Human life is no exception. The Torah is not worried about who Cain married to populate the world. The Torah is worried about the origins of human life in the sense of the most profound universalism. Every people, every person, in this story of creation is equal because no-one has a more privileged origin. In the words of the rabbis, no-one can say that ‘my father was greater than your father’. And yet, out of the majestic comes the human reality that in spite of our equality, we strive with one another. Cain and Abel, also part of our parashah but slightly later, is caste into a tragic story that reflects the sad truth, which blights our news even today, that the human will to violence is often bubbling beneath the surface. We are all formed from such beautiful matter and yet just one generation away there is murder. The commanding voice of God, spoken to Adam, is over thrown by the base urge that denies life. Our hearts are ripped open and the compassion and justice of which we spoke moments ago is left dangling perilously on a knife-edge (quite literally with the news from Israel this week).

With news of murder and hate filling our news from Israel and across the world, our attention, the attention of everyone, should be forced to confront once again the potential for triumph of the noble over the savage. We are all equal. We are all created in the image of God. We are all commanded to choose life. We are all blessed with the significance of one primordial human being, that we – you and I – might bring redemption of human kind. If only we would pay attention.

And in a way, that is why we pray. As a drive towards over coming the uncontrolled and grasping once again the sanctity of life, the enormity of the universe, the potential for the redemption of humankind. And from our prayers we once more go out into the light of the world to make our words into actions.

So I would like to finish with the words of the celebrated artist and writer Judy Chicago which reminds us that we are able to reflect the Divine splendour, the image of God, and realise the hope for our children remains.

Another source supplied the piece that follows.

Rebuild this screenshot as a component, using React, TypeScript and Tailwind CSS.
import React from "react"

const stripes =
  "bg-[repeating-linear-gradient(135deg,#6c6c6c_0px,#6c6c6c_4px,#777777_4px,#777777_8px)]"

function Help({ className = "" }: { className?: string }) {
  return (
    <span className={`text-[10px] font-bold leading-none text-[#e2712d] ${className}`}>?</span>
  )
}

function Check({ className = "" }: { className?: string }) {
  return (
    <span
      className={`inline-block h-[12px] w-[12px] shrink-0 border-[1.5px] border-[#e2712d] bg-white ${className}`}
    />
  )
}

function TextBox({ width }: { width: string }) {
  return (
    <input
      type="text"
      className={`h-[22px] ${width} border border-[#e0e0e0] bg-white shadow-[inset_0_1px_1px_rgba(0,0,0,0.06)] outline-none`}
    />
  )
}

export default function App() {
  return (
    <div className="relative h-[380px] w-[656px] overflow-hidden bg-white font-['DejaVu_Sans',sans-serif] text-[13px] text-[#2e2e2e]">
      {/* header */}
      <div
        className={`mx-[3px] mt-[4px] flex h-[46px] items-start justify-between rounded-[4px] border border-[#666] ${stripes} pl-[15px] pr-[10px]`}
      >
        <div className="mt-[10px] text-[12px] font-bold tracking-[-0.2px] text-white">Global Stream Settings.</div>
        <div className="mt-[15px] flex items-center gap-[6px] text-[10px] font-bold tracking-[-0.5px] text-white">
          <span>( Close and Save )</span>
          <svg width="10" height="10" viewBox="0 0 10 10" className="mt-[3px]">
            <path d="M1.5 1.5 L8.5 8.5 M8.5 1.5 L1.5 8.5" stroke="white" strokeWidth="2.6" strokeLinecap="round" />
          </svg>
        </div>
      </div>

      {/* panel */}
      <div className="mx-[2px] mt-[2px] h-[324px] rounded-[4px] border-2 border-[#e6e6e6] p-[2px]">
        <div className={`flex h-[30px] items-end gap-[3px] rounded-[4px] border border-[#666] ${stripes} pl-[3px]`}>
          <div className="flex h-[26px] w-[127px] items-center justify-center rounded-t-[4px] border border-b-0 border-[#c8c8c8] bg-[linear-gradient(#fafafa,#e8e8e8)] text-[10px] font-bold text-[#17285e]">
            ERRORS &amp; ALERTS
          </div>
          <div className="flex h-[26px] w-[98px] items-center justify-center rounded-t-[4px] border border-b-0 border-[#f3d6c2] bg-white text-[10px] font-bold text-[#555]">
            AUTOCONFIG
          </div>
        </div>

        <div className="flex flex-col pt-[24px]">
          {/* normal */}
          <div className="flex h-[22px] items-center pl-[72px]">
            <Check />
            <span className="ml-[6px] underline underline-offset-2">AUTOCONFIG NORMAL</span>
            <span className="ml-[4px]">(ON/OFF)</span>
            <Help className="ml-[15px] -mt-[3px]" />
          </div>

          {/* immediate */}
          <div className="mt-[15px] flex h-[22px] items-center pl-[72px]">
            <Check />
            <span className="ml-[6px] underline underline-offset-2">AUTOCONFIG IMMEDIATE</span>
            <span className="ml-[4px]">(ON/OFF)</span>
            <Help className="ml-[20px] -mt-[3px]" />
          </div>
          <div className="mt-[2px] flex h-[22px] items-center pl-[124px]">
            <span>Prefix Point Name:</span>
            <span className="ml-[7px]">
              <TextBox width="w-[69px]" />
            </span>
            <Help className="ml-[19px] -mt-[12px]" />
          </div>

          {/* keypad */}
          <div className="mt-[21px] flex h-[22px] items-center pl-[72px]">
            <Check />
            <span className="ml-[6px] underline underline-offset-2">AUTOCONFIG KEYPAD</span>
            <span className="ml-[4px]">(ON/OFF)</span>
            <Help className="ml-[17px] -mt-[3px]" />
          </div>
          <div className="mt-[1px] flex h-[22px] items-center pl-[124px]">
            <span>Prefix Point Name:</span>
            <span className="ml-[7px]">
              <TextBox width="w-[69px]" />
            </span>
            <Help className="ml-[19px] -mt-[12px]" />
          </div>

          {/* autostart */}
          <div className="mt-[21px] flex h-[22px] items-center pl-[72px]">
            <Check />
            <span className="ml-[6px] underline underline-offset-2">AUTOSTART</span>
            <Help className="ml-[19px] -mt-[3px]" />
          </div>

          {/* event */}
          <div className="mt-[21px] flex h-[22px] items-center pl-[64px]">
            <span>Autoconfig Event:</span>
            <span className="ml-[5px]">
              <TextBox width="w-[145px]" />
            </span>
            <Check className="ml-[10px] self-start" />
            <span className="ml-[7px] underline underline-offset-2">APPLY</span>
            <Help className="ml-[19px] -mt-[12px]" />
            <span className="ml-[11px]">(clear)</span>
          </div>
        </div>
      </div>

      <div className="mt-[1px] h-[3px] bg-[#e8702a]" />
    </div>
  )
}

And then all that has divided us will merge.

And then compassion will be wedded to power

And then softness will come to a world that is harsh and unkind.

And then both men and women will be gentle.

And then both women and men will be strong.

And then no person will be subject to another’s will.

And then all will be rich and free and varied.

And then the greed of some will give way to the needs of many.

And then all will share equally in the earth’s abundance.

And then all will care for the sick and the weak and the old.

And then all will nourish the young.

And then all will cherish life’s creatures.

And then all will live in harmony with each other and the earth.

And then everywhere will be called Eden once again.